Our job, as followers of the Way of Jesus is to follow the teachings of Jesus, and like the slave in Jesus’s analogy, we shouldn’t expect special commendation for doing what is right.

We are to love God with our whole being.  We are to love our neighbours – all of our neighbours – and love here should be an active verb, not a passive feeling.  We are to live with respect in Creation, as part of God’s community of creation.  We are to seek justice and resist evil.  We are to proclaim God’s hope, peace, joy, and love with our words and with our actions.

And even though we aren’t to seek special commendation for doing these things, I don’t think that it is wrong to celebrate these things in all people.  After all, Jesus said that you only needed to have faith the size of a tiny mustard seed in order to make a difference in the world!

And so even if we, by our own efforts, aren’t able to solve climate change in the world, we are called to do what we are able to do to live with respect in creation so that all of creation can flourish.

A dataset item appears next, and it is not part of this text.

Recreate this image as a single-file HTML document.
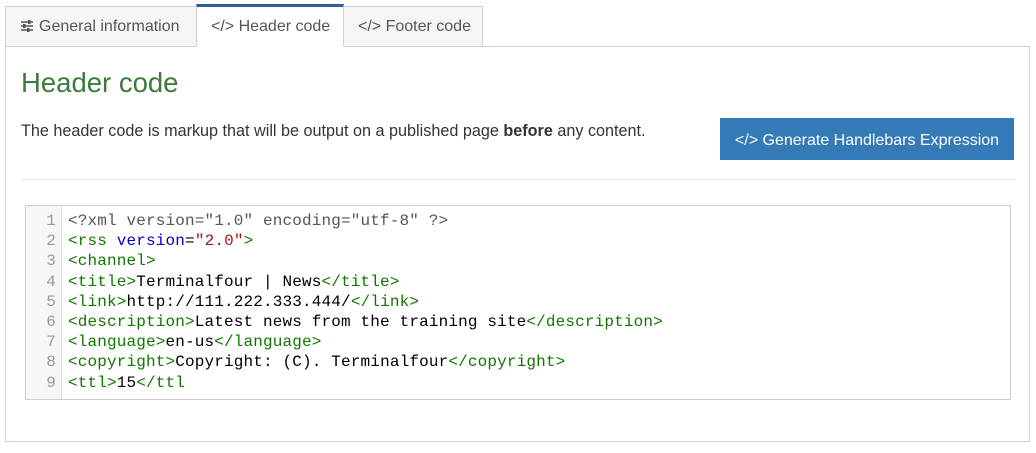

And so even if we, by our own efforts, aren’t able to bring about world peace, we are called to do what we are able to do to bring about peace in the spheres in which we move.

And so even if we, by our own efforts, aren’t able to create a world where nobody is hungry, we are called to do what we are able to do to feed hungry people in our neighbourhood around us.

There is no prize for these things – as Jesus says in the teaching, “we have only done what we ought to have done.”  And yet we can celebrate these things when we see them happening, because we are witnessing the kingdom of God in action!

And so as we journey the Way of Jesus together, how are you going to share your gifts with the world?  How are you going to plant and nurture your mustard seed of faith?  And how are you going to encourage your fellow travellers to do the same?

And may the Holy Spirit inspire us and guide us so to do!  Amen.